> [GOAL]
Write out the material exactly, with the pictures left out.

> [DATA SHOWN]
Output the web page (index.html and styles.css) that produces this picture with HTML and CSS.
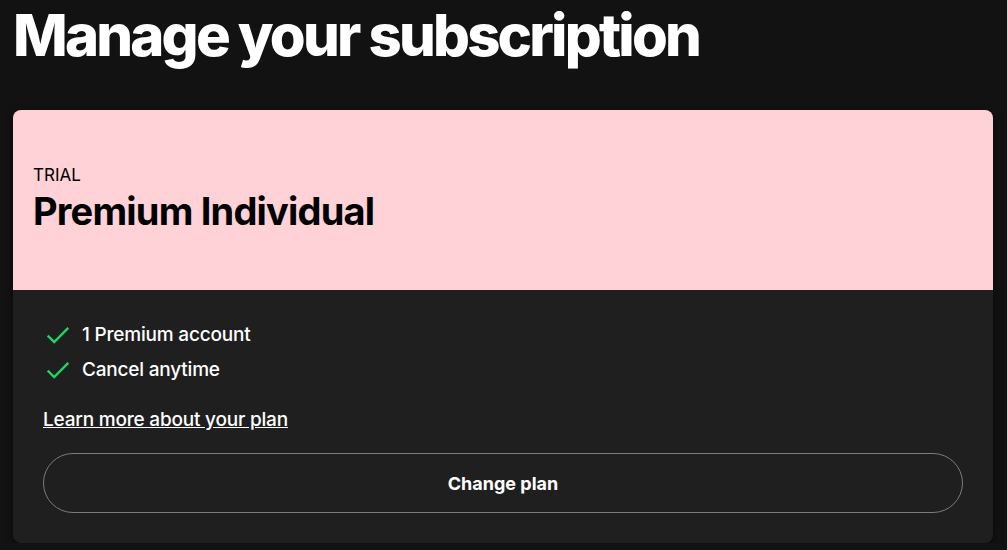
FILE: index.html
```html
<!DOCTYPE html>
<html>
<head>
	<meta charset="utf-8">
	<title>Manage your subscription</title>
	<link rel="stylesheet" href="styles.css">
</head>
<body>
	<div class="page">
		<h1 class="pageTitle">Manage your subscription</h1>

		<div class="planCard">
			<div class="planHead">
				<span class="planTag">TRIAL</span>
				<h2 class="planName">Premium Individual</h2>
			</div>
			<div class="planBody">
				<ul class="perks">
					<li>
						<svg class="tick" viewBox="0 0 24 24" width="26" height="26"><path d="M2.5 12.5l6 6L21.5 5.5" fill="none" stroke="#1ed760" stroke-width="2.2"/></svg>
						<span>1 Premium account</span>
					</li>
					<li>
						<svg class="tick" viewBox="0 0 24 24" width="26" height="26"><path d="M2.5 12.5l6 6L21.5 5.5" fill="none" stroke="#1ed760" stroke-width="2.2"/></svg>
						<span>Cancel anytime</span>
					</li>
				</ul>
				<a class="learnMore" href="#">Learn more about your plan</a>
				<button class="btnOutline">Change plan</button>
			</div>
		</div>
	</div>
</body>
</html>
```

FILE: styles.css
```css
html, body {
	margin: 0;
	background: #121212;
	font-family: Inter, "Noto Sans", sans-serif;
	color: #fff;
}

.page {
	padding: 0 14px 0 13px;
}

.pageTitle {
	margin: -1px 0 39px 0;
	font-size: 58px;
	line-height: 72px;
	font-weight: 800;
	letter-spacing: -2.8px;
}

.planCard {
	background: #1f1f1f;
	border-radius: 8px;
	overflow: hidden;
	box-shadow: 0 4px 8px rgba(0, 0, 0, 0.5);
}

.planHead {
	background: #ffd2d7;
	color: #000;
	height: 180px;
	box-sizing: border-box;
	padding: 55px 20px 0 20px;
	display: flex;
	flex-direction: column;
}

.planTag {
	font-size: 17px;
	line-height: 20px;
}

.planName {
	margin: 4px 0 0 0;
	font-size: 38px;
	line-height: 44px;
	font-weight: 700;
	letter-spacing: -0.8px;
}

.planBody {
	padding: 27px 30px 30px 30px;
}

.perks {
	list-style: none;
	margin: 0;
	padding: 0 0 0 2px;
}

.perks li {
	display: flex;
	align-items: center;
	gap: 11px;
	height: 35px;
	font-size: 19px;
	font-weight: 500;
	letter-spacing: -0.2px;
}

.tick {
	flex: none;
}

.learnMore {
	display: inline-block;
	margin-top: 21px;
	color: #fff;
	font-size: 19px;
	font-weight: 500;
	letter-spacing: -0.2px;
	line-height: 24px;
}

.btnOutline {
	display: block;
	width: 100%;
	height: 60px;
	margin-top: 21px;
	border: 1px solid #7c7c7c;
	border-radius: 30px;
	background: transparent;
	color: #fff;
	font-family: inherit;
	font-size: 18px;
	font-weight: 700;
}
```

> [CORRECT RESULT]
Output the web page (index.html and styles.css) that produces this picture with HTML and CSS.
FILE: index.html
```html
<!DOCTYPE html>
<html>
<head>
	<meta charset="utf-8">
	<title>Manage your subscription</title>
	<link rel="stylesheet" href="styles.css">
</head>
<body>
	<div class="page">
		<h1 class="pageTitle">Manage your subscription</h1>

		<div class="planCard">
			<div class="planHead">
				<span class="planTag">TRIAL</span>
				<h2 class="planName">Premium Individual</h2>
			</div>
			<div class="planBody">
				<ul class="perks">
					<li>
						<svg class="tick" viewBox="0 0 24 24" width="26" height="26"><path d="M2.5 12.5l6 6L21.5 5.5" fill="none" stroke="#1ed760" stroke-width="2.2"/></svg>
						<span>1 Premium account</span>
					</li>
					<li>
						<svg class="tick" viewBox="0 0 24 24" width="26" height="26"><path d="M2.5 12.5l6 6L21.5 5.5" fill="none" stroke="#1ed760" stroke-width="2.2"/></svg>
						<span>Cancel anytime</span>
					</li>
				</ul>
				<a class="learnMore" href="#">Learn more about your plan</a>
				<button class="btnOutline">Change plan</button>
			</div>
		</div>
	</div>
</body>
</html>
```

FILE: styles.css
```css
html, body {
	margin: 0;
	background: #121212;
	font-family: Inter, "Noto Sans", sans-serif;
	color: #fff;
}

.page {
	padding: 0 14px 0 13px;
}

.pageTitle {
	margin: -1px 0 39px 0;
	font-size: 58px;
	line-height: 72px;
	font-weight: 800;
	letter-spacing: -2.8px;
}

.planCard {
	background: #1f1f1f;
	border-radius: 8px;
	overflow: hidden;
	box-shadow: 0 4px 8px rgba(0, 0, 0, 0.5);
}

.planHead {
	background: #ffd2d7;
	color: #000;
	height: 180px;
	box-sizing: border-box;
	padding: 55px 20px 0 20px;
	display: flex;
	flex-direction: column;
}

.planTag {
	font-size: 17px;
	line-height: 20px;
}

.planName {
	margin: 4px 0 0 0;
	font-size: 38px;
	line-height: 44px;
	font-weight: 700;
	letter-spacing: -0.8px;
}

.planBody {
	padding: 27px 30px 30px 30px;
}

.perks {
	list-style: none;
	margin: 0;
	padding: 0 0 0 2px;
}

.perks li {
	display: flex;
	align-items: center;
	gap: 11px;
	height: 35px;
	font-size: 19px;
	font-weight: 500;
	letter-spacing: -0.2px;
}

.tick {
	flex: none;
}

.learnMore {
	display: inline-block;
	margin-top: 21px;
	color: #fff;
	font-size: 19px;
	font-weight: 500;
	letter-spacing: -0.2px;
	line-height: 24px;
}

.btnOutline {
	display: block;
	width: 100%;
	height: 60px;
	margin-top: 21px;
	border: 1px solid #7c7c7c;
	border-radius: 30px;
	background: transparent;
	color: #fff;
	font-family: inherit;
	font-size: 18px;
	font-weight: 700;
}
```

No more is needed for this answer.